KUALA LUMPUR, May 17 – The Addiction Medicine Association Malaysia and the Federation of Private Medical Practitioners’ Associations Malaysia (FPMPAM), the national body representing doctors in private practice in Malaysia, has once again urged the Ministry of Health (MOH) to consider the science of harm reduction to reduce smoking prevalence instead of just pushing for harsh policies such as the generation endgame (GEG).
AMAM and FPMPAM made this call after concluding their two-day Joint Scientific Meeting, where data on harm reduction was shared and discussed amongst medical practitioners in Malaysia.
“In our experience with engaging with smokers, we have learnt that many want to quit, but do not have the right support or tools to aid their journey. We are also cognisant of the fact that smokers who are not ready to quit or insistent on a cigarette will find access to the products they need by any means necessary,” said Dr Steven Chow, president of AMAM, and Dr Shanmuganathan Ganesan, president of FPMPAM.
“Given these insights, we believe that smokers need a more supportive approach, not one that is focused mainly on prohibition, if we want to reduce the incidence of smoking in Malaysia.

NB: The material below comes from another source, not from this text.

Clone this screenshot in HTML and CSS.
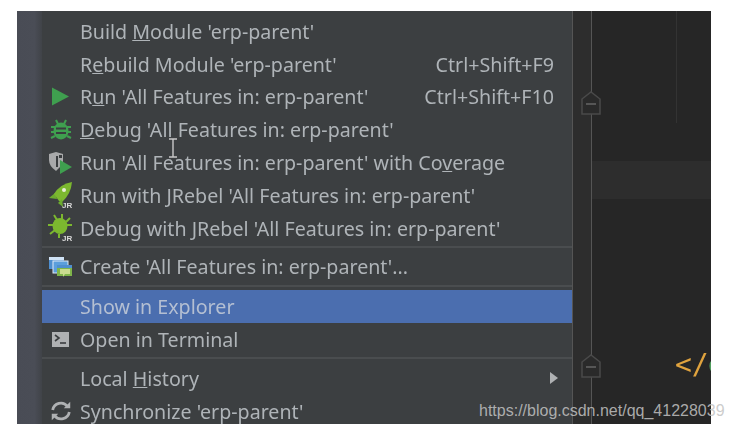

“There are many credible studies that have highlighted the science behind harm reduction. Public Health England and the Royal College of Physicians are two key reports that have shared overwhelming scientific data that harm reduction efforts can work with proper regulatory framework in place.
“The field of tobacco harm reduction is in urgent need of research and a regulatory framework, particularly in Malaysia, and we must take the time to explore this option,” they added.
At the meeting, experts have noted that the GEG will not curb smoking, but instead drive smokers to unregulated or black channels. Instead, what is needed immediately is a regulatory framework to control vaping, vaping solutions, and vaping devices. The constant focus on the GEG is distracting policy and lawmakers from this urgent task.
“If indeed the MOH envisions a healthier nation, then it must consider harm reduction strategies. It is too simplistic to envision that a country can be free from cigarettes and vaping without effective measures that support smokers. A prohibition-focused policy does not help and certainly does not support smokers to quit smoking.
“Furthermore, GEG is not all inclusive and does not provide for measures to address unregulated channels which we know plague our country.
“Introducing GEG and excluding harm reduction from the policy would be a missed opportunity, as we may be losing out on a viable solution that can have a meaningful impact on the tobacco epidemic.
“Our experience with opiate harm reduction since 2002 is a clear example of what can be successfully achieved with inclusive harm reduction policies,” they concluded.